Short exercise
Only the lines from the top of the listing below to the line that has "const gridX = [152, 333, 513, 694, 874];" should be echoed, with both ends kept and pictures left out.

○ ○ ○ ○

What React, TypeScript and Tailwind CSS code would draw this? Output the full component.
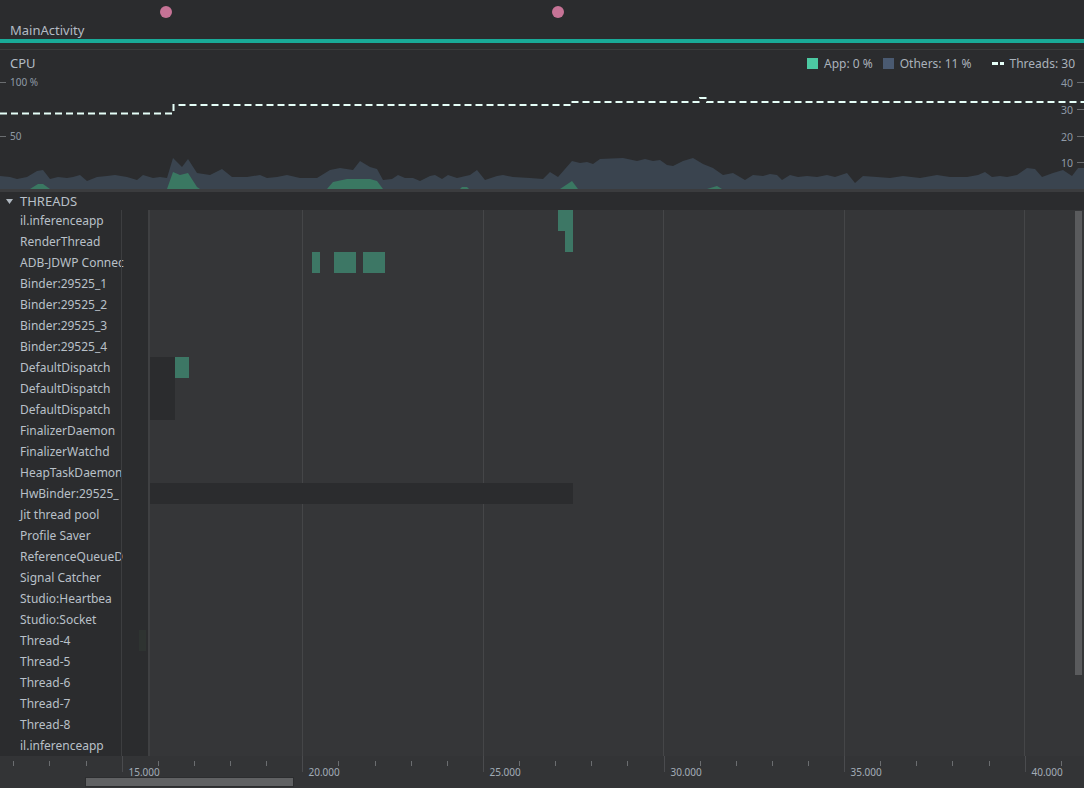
import React from "react";

const threads = [
  "il.inferenceapp",
  "RenderThread",
  "ADB-JDWP Connec",
  "Binder:29525_1",
  "Binder:29525_2",
  "Binder:29525_3",
  "Binder:29525_4",
  "DefaultDispatch",
  "DefaultDispatch",
  "DefaultDispatch",
  "FinalizerDaemon",
  "FinalizerWatchd",
  "HeapTaskDaemon",
  "HwBinder:29525_",
  "Jit thread pool",
  "Profile Saver",
  "ReferenceQueueD",
  "Signal Catcher",
  "Studio:Heartbea",
  "Studio:Socket",
  "Thread-4",
  "Thread-5",
  "Thread-6",
  "Thread-7",
  "Thread-8",
  "il.inferenceapp",
];

type Bar = { row: number; x: number; w: number; dark?: boolean };
const bars: Bar[] = [
  { row: 7, x: 0, w: 25, dark: true },
  { row: 8, x: 0, w: 25, dark: true },
  { row: 9, x: 0, w: 25, dark: true },
  { row: 13, x: 0, w: 423, dark: true },
  { row: 0, x: 408, w: 15 },
  { row: 1, x: 415, w: 8 },
  { row: 2, x: 162, w: 8 },
  { row: 2, x: 184, w: 22 },
  { row: 2, x: 213, w: 22 },
  { row: 7, x: 25, w: 14 },
];

const gridX = [152, 333, 513, 694, 874];

const others: [number, number][] = [
  [0, 176], [10, 177], [17, 179], [27, 177], [37, 171], [43, 170], [50, 179], [58, 177], [67, 178], [73, 177], [80, 175], [87, 181], [97, 177], [107, 176], [115, 175], [127, 177], [137, 180], [143, 175], [153, 178], [160, 177], [167, 178], [173, 158], [182, 167], [188, 159], [197, 173], [210, 175], [222, 169], [232, 177], [247, 177], [260, 175], [267, 178], [277, 177], [287, 175], [300, 178], [317, 178], [330, 170], [340, 168], [353, 170], [360, 161], [370, 167], [377, 169], [383, 180], [392, 179], [398, 175], [405, 178], [413, 178], [420, 181], [430, 176], [435, 175], [442, 179], [448, 175], [457, 178], [470, 175], [477, 170], [485, 180], [497, 176], [503, 175], [513, 177], [530, 178], [543, 179], [550, 172], [558, 177], [572, 161], [580, 163], [587, 162], [593, 164], [600, 159], [623, 158], [637, 161], [645, 159], [653, 161], [660, 160], [667, 165], [673, 166], [683, 161], [693, 158], [703, 164], [713, 168], [723, 175], [733, 173], [745, 180], [753, 175], [763, 176], [770, 174], [777, 175], [782, 180], [790, 175], [798, 177], [807, 176], [817, 177], [827, 175], [835, 177], [847, 173], [855, 183], [863, 176], [877, 177], [890, 178], [903, 176], [920, 178], [937, 175], [950, 177], [967, 177], [978, 175], [985, 172], [992, 177], [1000, 176], [1007, 177], [1017, 175], [1027, 168], [1035, 169], [1042, 177], [1053, 173], [1063, 170], [1072, 176], [1078, 168], [1084, 168],
];

const apps: [number, number][][] = [
  [[30, 189], [38, 184], [43, 184], [50, 189]],
  [[167, 189], [173, 172], [180, 175], [188, 173], [197, 187], [200, 189]],
  [[327, 189], [333, 182], [347, 179], [370, 179], [377, 181], [383, 189]],
  [[460, 189], [462, 187], [467, 187], [469, 189]],
  [[560, 189], [572, 181], [578, 189]],
  [[707, 189], [717, 186], [722, 189]],
];

const Y0 = 50;
const toPts = (p: [number, number][]) => p.map(([x, y]) => `${x},${y - Y0}`).join(" ");

function CpuChart() {
  const othersPts = `0,139 ${toPts(others)} 1084,139`;
  const axisText = "#8f9aa6";
  return (
    <svg className="absolute inset-0" width={1084} height={139} viewBox="0 0 1084 139">
      <polygon points={othersPts} fill="#3a444f" />
      {apps.map((a, i) => (
        <polygon key={i} points={toPts(a)} fill="#3a7862" />
      ))}
      <path
        d="M0 63.5 H173.5 V55 H571 V52 H700 V48 H707 V52 H1084"
        fill="none"
        stroke="#e6fff8"
        strokeWidth={2}
        strokeDasharray="7 4"
      />
      <line x1={0} y1={32.5} x2={6} y2={32.5} stroke="#6a6d70" />
      <line x1={0} y1={86.5} x2={6} y2={86.5} stroke="#6a6d70" />
      <text x={10} y={36} fontSize={10} fill={axisText} fontFamily="'Noto Sans', sans-serif">100 %</text>
      <text x={10} y={90} fontSize={10} fill={axisText} fontFamily="'Noto Sans', sans-serif">50</text>
      {[
        ["40", 32.5],
        ["30", 59.5],
        ["20", 86.5],
        ["10", 112.5],
      ].map(([t, y]) => (
        <g key={t as string}>
          <line x1={1077} y1={y as number} x2={1084} y2={y as number} stroke="#6a6d70" />
          <text
            x={1073}
            y={(y as number) + 4}
            fontSize={10.5}
            textAnchor="end"
            fill={axisText}
            fontFamily="'Noto Sans', sans-serif"
          >
            {t}
          </text>
        </g>
      ))}
    </svg>
  );
}

function AxisTicks() {
  const ticks: { x: number; major: boolean; label?: string }[] = [];
  const start = 121.7 - 3 * 36.12;
  for (let i = 0; i < 30; i++) {
    const x = start + i * 36.12;
    if (x > 1084) break;
    const major = (i - 3) % 5 === 0 && i >= 3;
    const label = major ? `${15 + ((i - 3) / 5) * 5}.000` : undefined;
    ticks.push({ x: Math.round(x) + 0.5, major, label });
  }
  return (
    <svg className="absolute inset-0" width={1084} height={32} viewBox="0 0 1084 32">
      {ticks.map((t, i) => (
        <g key={i}>
          <line x1={t.x} y1={t.major ? 0 : 5} x2={t.x} y2={t.major ? 16 : 10} stroke={t.major ? "#4a4b4e" : "#6b6d70"} />
          {t.label && (
            <text x={t.x + 6} y={20} fontSize={10} fill="#a2acb6" fontFamily="'Noto Sans', sans-serif">
              {t.label}
            </text>
          )}
        </g>
      ))}
    </svg>
  );
}

export default function App() {
  return (
    <div className="w-[1084px] h-[788px] overflow-hidden bg-[#2b2c2e] flex flex-col font-['Noto_Sans',sans-serif] text-[#b9c0c8]">
      {/* event bar */}
      <div className="relative h-[39px] flex flex-col justify-end pl-[10px] pb-px">
        <span className="absolute left-[160px] top-[6px] w-[12px] h-[12px] rounded-full bg-[#c67396]" />
        <span className="absolute left-[552px] top-[6px] w-[12px] h-[12px] rounded-full bg-[#c67396]" />
        <span className="text-[13px] leading-[16px] text-[#b3bbc4]">MainActivity</span>
      </div>
      <div className="h-[4px] bg-[#19aa98]" />
      <div className="h-[6px]" />
      <div className="h-px bg-[#3a3b3d]" />

      {/* CPU */}
      <div className="relative h-[139px]">
        <CpuChart />
        <div className="relative flex items-center h-[27px] pl-[10px] pr-[9px]">
          <span className="text-[13px] text-[#b3bbc4]">CPU</span>
          <div className="ml-auto flex items-center text-[12px] text-[#aab2bb]">
            <span className="w-[11px] h-[11px] bg-[#4cc9a2]" />
            <span className="ml-[6px]">App: 0 %</span>
            <span className="ml-[10px] w-[11px] h-[11px] bg-[#4a5a71]" />
            <span className="ml-[6px]">Others: 11 %</span>
            <svg className="ml-[20px]" width={12} height={3} viewBox="0 0 12 3">
              <rect x={0} y={0} width={6} height={3} fill="#e6fff8" />
              <rect x={8} y={0} width={4} height={3} fill="#e6fff8" />
            </svg>
            <span className="ml-[6px]">Threads: 30</span>
          </div>
        </div>
      </div>
      <div className="h-[3px] bg-[#3b3c3e]" />

      {/* THREADS header */}
      <div className="h-[18px] flex items-center">
        <svg className="ml-[6px]" width={7} height={5} viewBox="0 0 7 5">
          <polygon points="0,0 7,0 3.5,5" fill="#b0b8c0" />
        </svg>
        <span className="ml-[7px] text-[13px] leading-[18px] text-[#b9c0c8]">THREADS</span>
      </div>

      {/* threads body */}
      <div className="flex h-[546px]">
        <div className="w-[121px] flex flex-col">
          {threads.map((t, i) => (
            <div key={i} className="h-[21px] flex items-center pl-[20px] text-[12px] whitespace-nowrap">
              {t}
            </div>
          ))}
        </div>
        <div className="w-px bg-[#3d3e40]" />
        <div className="relative w-[26px]">
          <div className="absolute left-[17px] top-[420px] w-[7px] h-[21px] bg-[#2e3331]" />
        </div>
        <div className="w-[2px] bg-[#3f4042]" />
        <div className="relative flex-1 bg-[#353638]">
          {gridX.map((x) => (
            <div key={x} className="absolute top-0 bottom-0 w-px bg-[#454648]" style={{ left: x }} />
          ))}
          {bars.map((b, i) => (
            <div
              key={i}
              className={b.dark ? "absolute h-[21px] bg-[#2b2c2e]" : "absolute h-[21px] bg-[#3d7765]"}
              style={{ left: b.x, width: b.w, top: b.row * 21 }}
            />
          ))}
          <div className="absolute right-[2px] top-px w-[7px] h-[464px] bg-[#5a5b5d]" />
        </div>
      </div>

      {/* time axis */}
      <div className="relative h-[32px] bg-[#333436]">
        <AxisTicks />
        <div className="absolute left-[85px] top-[21px] w-[209px] h-[10px] bg-[#606163] border border-[#2c2d2f]" />
      </div>
    </div>
  );
}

○ ○ ○ ○

Expected answer
What React, TypeScript and Tailwind CSS code would draw this? Output the full component.
import React from "react";

const threads = [
  "il.inferenceapp",
  "RenderThread",
  "ADB-JDWP Connec",
  "Binder:29525_1",
  "Binder:29525_2",
  "Binder:29525_3",
  "Binder:29525_4",
  "DefaultDispatch",
  "DefaultDispatch",
  "DefaultDispatch",
  "FinalizerDaemon",
  "FinalizerWatchd",
  "HeapTaskDaemon",
  "HwBinder:29525_",
  "Jit thread pool",
  "Profile Saver",
  "ReferenceQueueD",
  "Signal Catcher",
  "Studio:Heartbea",
  "Studio:Socket",
  "Thread-4",
  "Thread-5",
  "Thread-6",
  "Thread-7",
  "Thread-8",
  "il.inferenceapp",
];

type Bar = { row: number; x: number; w: number; dark?: boolean };
const bars: Bar[] = [
  { row: 7, x: 0, w: 25, dark: true },
  { row: 8, x: 0, w: 25, dark: true },
  { row: 9, x: 0, w: 25, dark: true },
  { row: 13, x: 0, w: 423, dark: true },
  { row: 0, x: 408, w: 15 },
  { row: 1, x: 415, w: 8 },
  { row: 2, x: 162, w: 8 },
  { row: 2, x: 184, w: 22 },
  { row: 2, x: 213, w: 22 },
  { row: 7, x: 25, w: 14 },
];

const gridX = [152, 333, 513, 694, 874];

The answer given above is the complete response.